Italy’s Salvini Decree Is Forcing Thousands Into Homelessness And Insecurity


Italy’s populist, centre-right government has begun the implementation of its newest piece of legislation, the Salvini Decree, and its effect on the lives of migrants, refugees, and asylum seekers is becoming clear.

The Decree was passed into law in late November, reinforcing the anti-migrant rhetoric of Italy’s new government coalition. The law has already condemned thousands to homelessness and lower living standards in Italy, as protections previously put in place during the global refugee crisis are reduced or removed completely. Crucially, the law abolishes Humanitarian Permits, which are stay visas issued to those who were considered vulnerable or faced persecution but did not qualify for refugee status.¬† Hundreds of people under these visas were made homeless after centres were forced to shut down, and Al Jazeera reported that an estimated 18,000 locals will lose their jobs in Italy as a result of the law.

The Humanitarian Permit has been granted to a majority of migrants arriving in Italy in recent years, with an estimated 100,000 people now holding the permit. It allows them to work and live in Italy for two years until they are eligible for residency. The permits were issued to around 25% of asylum seekers in 2017 – far more than the number of recognized refugees. With the Humanitarian Permit, migrant are entitled to integrative accommodation, initial medical care, and help with identification papers through a formal structure. Those who are on the permit will now face reduced protection and often illegality once they expire. Italy’s national statistics office estimates that abolishing this system will make 130,000 migrants illegal by 2020.

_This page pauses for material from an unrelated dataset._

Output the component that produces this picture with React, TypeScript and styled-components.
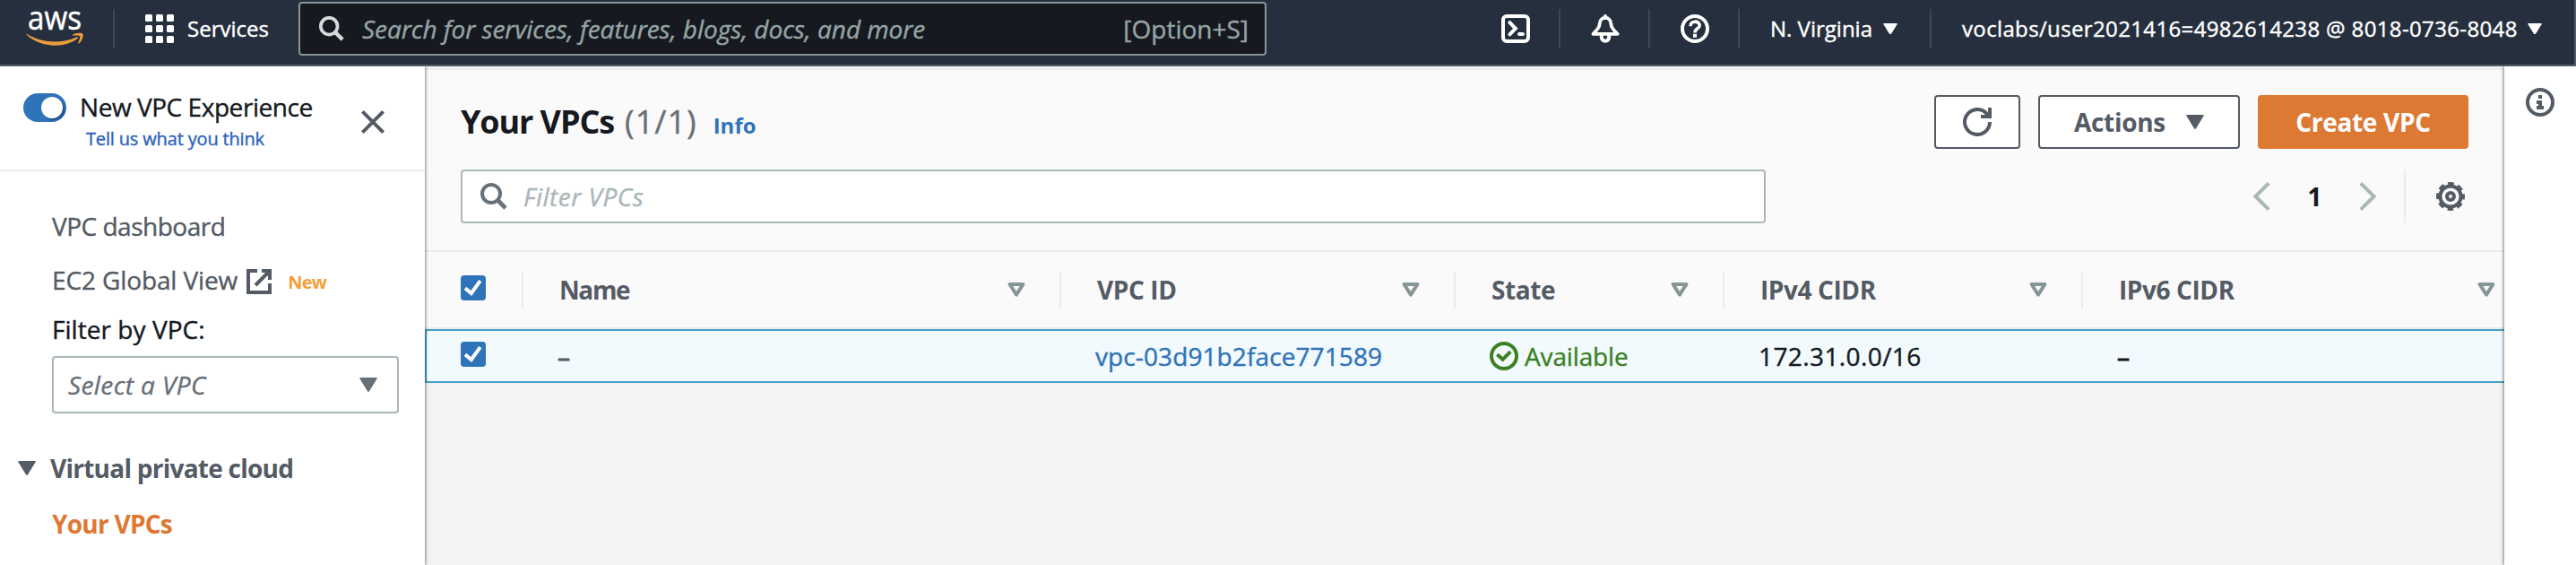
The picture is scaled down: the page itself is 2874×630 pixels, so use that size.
import React from "react";
import styled, { createGlobalStyle } from "styled-components";

const color = {
  nav: "#262f3e",
  ink: "#16191f",
  slate: "#545b64",
  muted: "#687078",
  line: "#eaeded",
  field: "#aab7b8",
  link: "#2f73b9",
  orange: "#dd7933",
};

const GlobalStyle = createGlobalStyle`
  * { box-sizing: border-box; }
  body {
    margin: 0;
    background: #f2f3f3;
    font-family: "Open Sans", "Noto Sans", sans-serif;
    font-size: 28px;
    font-weight: 400;
    line-height: 40px;
    color: ${color.ink};
    overflow: hidden;
  }
  svg { display: block; flex: none; }
`;

const Page = styled.div`
  display: flex;
  flex-direction: column;
  width: 2874px;
  height: 630px;
  overflow: hidden;
`;

const Label = styled.span<{ $track?: number; $bold?: boolean }>`
  white-space: nowrap;
  letter-spacing: ${(p) => p.$track ?? 0}px;
  -webkit-text-stroke: ${(p) => (p.$bold ? 0 : 0.4)}px;
`;

/* ---------- top navigation ---------- */

const TopNav = styled.header`
  display: flex;
  align-items: center;
  flex: none;
  height: 74px;
  padding: 0 0 8px 28px;
  background: ${color.nav};
  border-bottom: 2px solid ${color.slate};
  border-right: 2px solid ${color.slate};
  color: #fff;
  font-size: 24px;
  font-weight: 500;
  line-height: 42px;
  position: relative;
  z-index: 2;
`;

const NavDivider = styled.i`
  flex: none;
  width: 2px;
  height: 44px;
  background: #414750;
`;

const LogoSlot = styled.div`
  width: 98px;
  flex: none;
`;

const ServicesButton = styled.div`
  display: flex;
  align-items: center;
  gap: 15px;
  width: 205px;
  padding-left: 34px;
`;

const AppGrid = styled.div`
  display: grid;
  grid-template-columns: repeat(3, 8px);
  gap: 4px;
`;

const AppDot = styled.i`
  height: 8px;
  border-radius: 1.5px;
  background: #fff;
`;

const GlobalSearch = styled.div`
  display: flex;
  align-items: center;
  width: 1080px;
  height: 60px;
  padding: 0 18px 0 21px;
  border: 2px solid #879596;
  border-radius: 4px;
  background: ${color.ink};
  color: #95a5a6;
  font-size: 28px;
  font-weight: 400;
`;

const SearchHint = styled(Label)`
  flex: 1;
  margin-left: 20px;
  font-style: italic;
`;

const NavEnd = styled.div`
  display: flex;
  align-items: center;
  margin-left: auto;
`;

const NavIcon = styled.div`
  display: flex;
  justify-content: center;
  width: 98px;
  padding-left: 2px;
`;

const NavMenu = styled.div<{ $width: number }>`
  display: flex;
  align-items: center;
  justify-content: space-between;
  width: ${(p) => p.$width}px;
  padding: 0 36px 0 34px;
`;

/* ---------- body ---------- */

const Body = styled.div`
  display: flex;
  flex: 1;
  min-height: 0;
`;

const Sidebar = styled.nav`
  flex: none;
  width: 474px;
  background: #fff;
  box-shadow: 1px 0 3px rgba(0, 28, 36, 0.5);
  position: relative;
  z-index: 1;
`;

const Experience = styled.div`
  display: flex;
  align-items: flex-start;
  height: 117px;
  padding: 25px 45px 0 26px;
  border-bottom: 2px solid ${color.line};
`;

const Toggle = styled.div`
  width: 48px;
  height: 32px;
  margin-top: 5px;
  padding: 4px;
  border-radius: 16px;
  background: ${color.link};
`;

const Knob = styled.div`
  width: 24px;
  height: 24px;
  margin-left: auto;
  border-radius: 50%;
  background: #fff;
  box-shadow: 2px 2px 2px rgba(0, 28, 60, 0.4);
`;

const ExperienceText = styled.div`
  flex: 1;
  display: flex;
  flex-direction: column;
  margin-left: 15px;
`;

const FeedbackLink = styled(Label)`
  padding: 1px 0 0 7px;
  font-size: 20px;
  line-height: 30px;
  color: #2c63bd;
`;

const CloseSlot = styled.div`
  padding-top: 24px;
`;

const NavList = styled.div`
  display: flex;
  flex-direction: column;
  padding: 41px 29px 0 58px;
  color: ${color.slate};
`;

const NavLink = styled.div`
  display: flex;
  align-items: center;
  height: 40px;
  margin-bottom: 20px;
`;

const ExternalSlot = styled.span`
  margin: 3px 18px 0 10px;
`;

const NewBadge = styled(Label)`
  padding-top: 6px;
  font-size: 20px;
  font-weight: 700;
  color: #f2a03a;
`;

const FilterLabel = styled(Label)`
  margin-top: -5px;
  color: ${color.ink};
`;

const SelectBox = styled.div`
  display: flex;
  align-items: center;
  justify-content: space-between;
  height: 64px;
  margin-top: 10px;
  padding: 0 22px 1px 16px;
  border: 2px solid ${color.field};
  border-radius: 4px;
  font-style: italic;
  color: ${color.muted};
`;

const NavGroup = styled.div`
  display: flex;
  align-items: center;
  gap: 16px;
  margin: 41px 0 0 -38px;
  font-weight: 700;
`;

const ActiveLink = styled(Label)`
  margin-top: 22px;
  font-weight: 700;
  color: ${color.orange};
`;

/* ---------- main panel ---------- */

const Main = styled.main`
  flex: 1;
  min-width: 0;
  border-top: 2px solid #f2f3f3;
`;

const PanelHead = styled.section`
  height: 205px;
  padding: 28px 40px 0;
  border-top: 2px solid ${color.line};
  border-bottom: 2px solid ${color.line};
  background: #fafafa;
`;

const TitleRow = styled.div`
  display: flex;
  align-items: center;
  height: 60px;
  gap: 20px;
`;

const Title = styled.h1`
  display: flex;
  align-items: baseline;
  flex: 1;
  margin: 0;
  padding-top: 3px;
  font-size: 36px;
  line-height: 50px;
`;

const Count = styled(Label)`
  margin-left: 12px;
  font-weight: 400;
  color: ${color.muted};
`;

const InfoLink = styled(Label)`
  margin-left: 18px;
  font-size: 24px;
  color: ${color.link};
`;

const Button = styled.button<{ $width: number; $primary?: boolean }>`
  display: flex;
  align-items: center;
  justify-content: center;
  gap: 23px;
  width: ${(p) => p.$width}px;
  height: 60px;
  padding: 0;
  border: 2px solid ${(p) => (p.$primary ? color.orange : color.slate)};
  border-radius: 4px;
  background: ${(p) => (p.$primary ? color.orange : "#fff")};
  color: ${(p) => (p.$primary ? "#fff" : color.slate)};
  font: inherit;
  font-weight: 700;
`;

const ToolRow = styled.div`
  display: flex;
  align-items: center;
  height: 60px;
  margin-top: 23px;
`;

const FilterField = styled.div`
  display: flex;
  align-items: center;
  gap: 18px;
  width: 1456px;
  height: 60px;
  padding-left: 20px;
  border: 2px solid ${color.field};
  border-radius: 4px;
  background: #fff;
  color: ${color.field};
  font-style: italic;
`;

const Pager = styled.div`
  display: flex;
  align-items: center;
  justify-content: space-between;
  width: 139px;
  margin: 0 30px 0 auto;
  font-weight: 700;
`;

const SettingsSlot = styled.div`
  display: flex;
  align-items: center;
  height: 60px;
  padding: 0 4px 0 34px;
  border-left: 2px solid ${color.line};
`;

/* ---------- table ---------- */

const gridColumns = "110px 600px 440px 300px 400px 1fr";

const HeadRow = styled.div`
  display: grid;
  grid-template-columns: ${gridColumns};
  align-items: center;
  height: 86px;
  border-bottom: 2px solid ${color.line};
  background: #fafafa;
  color: ${color.slate};
  font-weight: 700;
`;

const HeadCell = styled.div<{ $last?: boolean }>`
  display: flex;
  align-items: center;
  justify-content: space-between;
  height: 42px;
  padding: 0 ${(p) => (p.$last ? 10 : 38)}px 0 40px;
  border-right: ${(p) => (p.$last ? 0 : 2)}px solid ${color.line};
`;

const DataRow = styled.div`
  display: grid;
  grid-template-columns: 108px 600px 440px 300px 400px 1fr;
  align-items: center;
  height: 60px;
  border: 2px solid #45a0c8;
  border-right: 0;
  background: #f2fafd;
`;

const DataCell = styled.div<{ $color?: string }>`
  display: flex;
  align-items: center;
  gap: 7px;
  padding: 0 0 1px 38px;
  color: ${(p) => p.$color ?? color.ink};
`;

const CheckCell = styled(DataCell)<{ $head?: boolean }>`
  height: ${(p) => (p.$head ? 42 : 56)}px;
  padding: 0 0 4px ${(p) => (p.$head ? 40 : 38)}px;
  border-right: ${(p) => (p.$head ? 2 : 0)}px solid ${color.line};
`;

const Dash = styled.span`
  -webkit-text-stroke: 1px;
`;

const HelpRail = styled.aside`
  display: flex;
  justify-content: center;
  flex: none;
  width: 80px;
  padding-top: 24px;
  background: #fff;
  box-shadow: -1px 0 3px rgba(0, 28, 36, 0.5);
  position: relative;
  z-index: 1;
`;

/* ---------- icons ---------- */

const Stroke = styled.svg<{ $color?: string }>`
  fill: none;
  stroke: ${(p) => p.$color ?? "currentColor"};
  stroke-width: 4;
`;

const AwsLogo = () => (
  <svg width="70" height="64" viewBox="0 0 70 64">
    <text x="3" y="33" fontSize="36" fontWeight="400" fill="#fff" stroke="#fff" strokeWidth="0.5" textLength="60" lengthAdjust="spacingAndGlyphs">
      aws
    </text>
    <path d="M1.4 38.6C1 37.8 1.8 37.6 2.6 38.2C19 48 40 49 57.4 41.4C58.8 40.8 59.8 42 58.6 43C45 53.4 18 54.4 1.4 38.6Z" fill="#eb9d3c" />
    <path d="M53.4 38.6C55.6 37 62.6 36 64.2 37.8C65.6 39.4 63.8 45.6 60.4 48.2C59.4 48.8 59 48.2 59.4 47.4C60.4 45 61.8 41.2 61 40.2C60.2 39.2 56.2 39.4 54.2 39.8C53 40 52.8 39.2 53.4 38.6Z" fill="#eb9d3c" />
  </svg>
);

const SearchIcon = ({ size, tint }: { size: number; tint: string }) => (
  <Stroke width={size} height={size} viewBox="0 0 30 30" $color={tint}>
    <circle cx="12" cy="12" r="10" />
    <path d="M18.5 18.5L28 28" strokeWidth="4.6" />
  </Stroke>
);

const Caret = ({ size = 20 }: { size?: number }) => (
  <svg width={size} height={size * 0.8} viewBox="0 0 20 16" fill="currentColor">
    <path d="M1 0H19Q20 0 19.6 1.2L11 15.2Q10 16.6 9 15.2L0.4 1.2Q0 0 1 0Z" />
  </svg>
);

const SortIcon = () => (
  <Stroke width="20" height="16" viewBox="0 0 20 16" $color="#879596" strokeLinejoin="round">
    <path d="M2.6 2H17.4L10 13.6Z" />
  </Stroke>
);

const Terminal = () => (
  <Stroke width="32" height="32" viewBox="0 0 32 32">
    <rect x="2" y="2" width="28" height="28" rx="4" />
    <path d="M9.4 9.2L15.8 15.8L9.4 22.4M20 22H24" strokeLinecap="round" />
  </Stroke>
);

const Bell = () => (
  <Stroke width="32" height="32" viewBox="0 0 32 32" strokeLinejoin="round">
    <path d="M16 2V4" strokeLinecap="round" />
    <path d="M2.4 21.8C6 18.4 9.4 15.4 9.6 11C9.8 6.4 12.4 3.8 16 3.8C19.6 3.8 22.2 6.4 22.4 11C22.6 15.4 26 18.4 29.6 21.8Z" strokeWidth="3.8" />
    <path d="M11.8 23V25.6A4.2 4.2 0 0 0 20.2 25.6V23" />
  </Stroke>
);

const Help = () => (
  <Stroke width="32" height="32" viewBox="0 0 32 32">
    <circle cx="16" cy="16" r="14" />
    <path d="M11 13.2C11 6.6 21.2 6.6 21.2 12.6C21.2 16.2 16 15.4 16 20.4" strokeWidth="3.6" />
    <path d="M14 23.8H18" />
  </Stroke>
);

const InfoIcon = () => (
  <Stroke width="32" height="32" viewBox="0 0 32 32" $color={color.slate}>
    <circle cx="16" cy="16" r="14" />
    <path d="M14 10H18M12 16H16V22M12 22H20" />
  </Stroke>
);

const Refresh = () => (
  <Stroke width="32" height="32" viewBox="0 0 32 32">
    <path d="M30 16A14 14 0 1 1 25.6 5.8L29 9.4" />
    <path d="M30 0V10H20" />
  </Stroke>
);

const External = () => (
  <Stroke width="28" height="28" viewBox="0 0 28 28">
    <path d="M12 2H2V26H26V16M17 2H26V12M10 18L25 3" />
  </Stroke>
);

const Close = () => (
  <Stroke width="26" height="26" viewBox="0 0 26 26" $color={color.slate}>
    <path d="M1.4 1.4L24.6 24.6M24.6 1.4L1.4 24.6" />
  </Stroke>
);

const Chevron = ({ next }: { next?: boolean }) => (
  <Stroke width="20" height="32" viewBox="0 0 20 32" $color={color.field}>
    <path d={next ? "M1.8 1.4L16.6 16L1.8 30.6" : "M18.2 1.4L3.4 16L18.2 30.6"} />
  </Stroke>
);

const Gear = () => (
  <Stroke width="32" height="32" viewBox="0 0 32 32" $color={color.slate}>
    <circle cx="16" cy="16" r="11.6" />
    <circle cx="16" cy="16" r="14" strokeDasharray="6.6 4.395" strokeDashoffset="3.3" />
    <circle cx="16" cy="16" r="4" />
  </Stroke>
);

const Checkbox = () => (
  <svg width="28" height="28" viewBox="0 0 28 28">
    <rect width="28" height="28" rx="4" fill={color.link} />
    <path d="M5 14.4L11.8 20L21.8 6.2" fill="none" stroke="#fff" strokeWidth="4" />
  </svg>
);

const StatusOk = () => (
  <Stroke width="32" height="32" viewBox="0 0 32 32">
    <circle cx="16" cy="16" r="14" />
    <path d="M8.4 14.2L14.6 19.8L23.2 11.2" />
  </Stroke>
);

const columns = [
  { name: "Name", track: -1.4 },
  { name: "VPC ID", track: -0.4 },
  { name: "State", track: -0.4 },
  { name: "IPv4 CIDR", track: -0.4 },
  { name: "IPv6 CIDR", track: -0.4 },
];

export default function App() {
  return (
    <Page>
      <GlobalStyle />
      <TopNav>
        <LogoSlot>
          <AwsLogo />
        </LogoSlot>
        <NavDivider />
        <ServicesButton>
          <AppGrid>
            {Array.from({ length: 9 }, (_, i) => (
              <AppDot key={i} />
            ))}
          </AppGrid>
          <Label>Services</Label>
        </ServicesButton>
        <GlobalSearch>
          <SearchIcon size={28} tint="#d5dbdb" />
          <SearchHint $track={-0.04}>Search for services, features, blogs, docs, and more</SearchHint>
          <Label>[Option+S]</Label>
        </GlobalSearch>
        <NavEnd>
          <NavIcon><Terminal /></NavIcon>
          <NavDivider />
          <NavIcon><Bell /></NavIcon>
          <NavDivider />
          <NavIcon><Help /></NavIcon>
          <NavDivider />
          <NavMenu $width={212}>
            <Label>N. Virginia</Label>
            <Caret size={16} />
          </NavMenu>
          <NavDivider />
          <NavMenu $width={717}>
            <Label $track={0.36}>voclabs/user2021416=4982614238 @ 8018-0736-8048</Label>
            <Caret size={16} />
          </NavMenu>
        </NavEnd>
      </TopNav>

      <Body>
        <Sidebar>
          <Experience>
            <Toggle><Knob /></Toggle>
            <ExperienceText>
              <Label $track={-0.45}>New VPC Experience</Label>
              <FeedbackLink $track={-0.16}>Tell us what you think</FeedbackLink>
            </ExperienceText>
            <CloseSlot><Close /></CloseSlot>
          </Experience>
          <NavList>
            <NavLink><Label $track={-0.5}>VPC dashboard</Label></NavLink>
            <NavLink>
              <Label $track={-0.12}>EC2 Global View</Label>
              <ExternalSlot><External /></ExternalSlot>
              <NewBadge $bold $track={-0.7}>New</NewBadge>
            </NavLink>
            <FilterLabel $track={0.05}>Filter by VPC:</FilterLabel>
            <SelectBox>
              <Label $track={0.4}>Select a VPC</Label>
              <Caret />
            </SelectBox>
            <NavGroup>
              <Caret />
              <Label $bold $track={-0.75}>Virtual private cloud</Label>
            </NavGroup>
            <ActiveLink $bold $track={-0.75}>Your VPCs</ActiveLink>
          </NavList>
        </Sidebar>

        <Main>
          <PanelHead>
            <TitleRow>
              <Title>
                <Label $bold $track={-1.1}>Your VPCs</Label>
                <Count $track={1}>(1/1)</Count>
                <InfoLink $bold>Info</InfoLink>
              </Title>
              <Button $width={96}><Refresh /></Button>
              <Button $width={225}>
                <Label $bold $track={-0.3}>Actions</Label>
                <Caret />
              </Button>
              <Button $width={235} $primary>
                <Label $bold $track={-0.3}>Create VPC</Label>
              </Button>
            </TitleRow>
            <ToolRow>
              <FilterField>
                <SearchIcon size={30} tint={color.muted} />
                <Label $track={0.5}>Filter VPCs</Label>
              </FilterField>
              <Pager>
                <Chevron />
                <Label $bold>1</Label>
                <Chevron next />
              </Pager>
              <SettingsSlot><Gear /></SettingsSlot>
            </ToolRow>
          </PanelHead>

          <HeadRow>
            <CheckCell $head><Checkbox /></CheckCell>
            {columns.map((c, i) => (
              <HeadCell key={c.name} $last={i === columns.length - 1}>
                <Label $bold $track={c.track}>{c.name}</Label>
                <SortIcon />
              </HeadCell>
            ))}
          </HeadRow>
          <DataRow>
            <CheckCell><Checkbox /></CheckCell>
            <DataCell $color={color.slate}><Dash>–</Dash></DataCell>
            <DataCell $color={color.link}><Label $track={0.1}>vpc-03d91b2face771589</Label></DataCell>
            <DataCell $color="#3b8124">
              <StatusOk />
              <Label $track={-0.15}>Available</Label>
            </DataCell>
            <DataCell><Label $track={0.4}>172.31.0.0/16</Label></DataCell>
            <DataCell><Dash>–</Dash></DataCell>
          </DataRow>
        </Main>

        <HelpRail><InfoIcon /></HelpRail>
      </Body>
    </Page>
  );
}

The Salvini Decree adds to a number of anti-migrant policies introduced since the election of the new populist centre-right government, leading the UN to release a statement condemning Italy for their “climate of hatred.” They report that 169 racially motivated crimes were recorded during and after the March election, 19 of which were violent. Matteo Salvini is the Deputy Prime Minister of Italy and the leader of the anti-immigrant League Party, which gained the largest increase in seats in the 2018 elections. Their policies include restricting the opening hours of ‘ethnic’ shops, pledging to deport 500,000 illegal immigrants, and blocking NGO migrant rescue ships from Italian ports.

Italy has seen a surge in more than 600,000 migrants since 2014; it is without question that they have seen a considerable increase in population. Italy’s geographical location makes it the gateway to Europe for those fleeing conflict and poverty in Africa. But, removing the protections of these people is not a solution. It will only place already vulnerable people at more risk. The Office of the High Commissioner of Human Rights (OHCHR) asserted in November that exclusion in Italy will only lead to increased social tension and more insecurity. A Professor of Law and Immigration Policies at a Rome University, Christopher Hein, recently told¬†The Guardian that “once these people have no protection they do not simply pack up and go home.” They only become part of an irregular and undocumented migrant group.

Italy has previously been a leader in refugee protection and praised for its welcoming of asylum seekers. They are signatories to the ICCPR 1966 and the UN Convention Relating to the Status of Refugees 1951, and they also maintain a right to asylum in their constitution. To ensure the protection of these people and a commitment to international norms, it is imperative that Italy continues these principles, aiming for protection over exclusion. A step forward would be to sign the Global Migration Compact 2018, of which it pulled out earlier this year. The non-binding pact has been signed by 164 nations and is designed to open legal migration and discourage illegal crossings.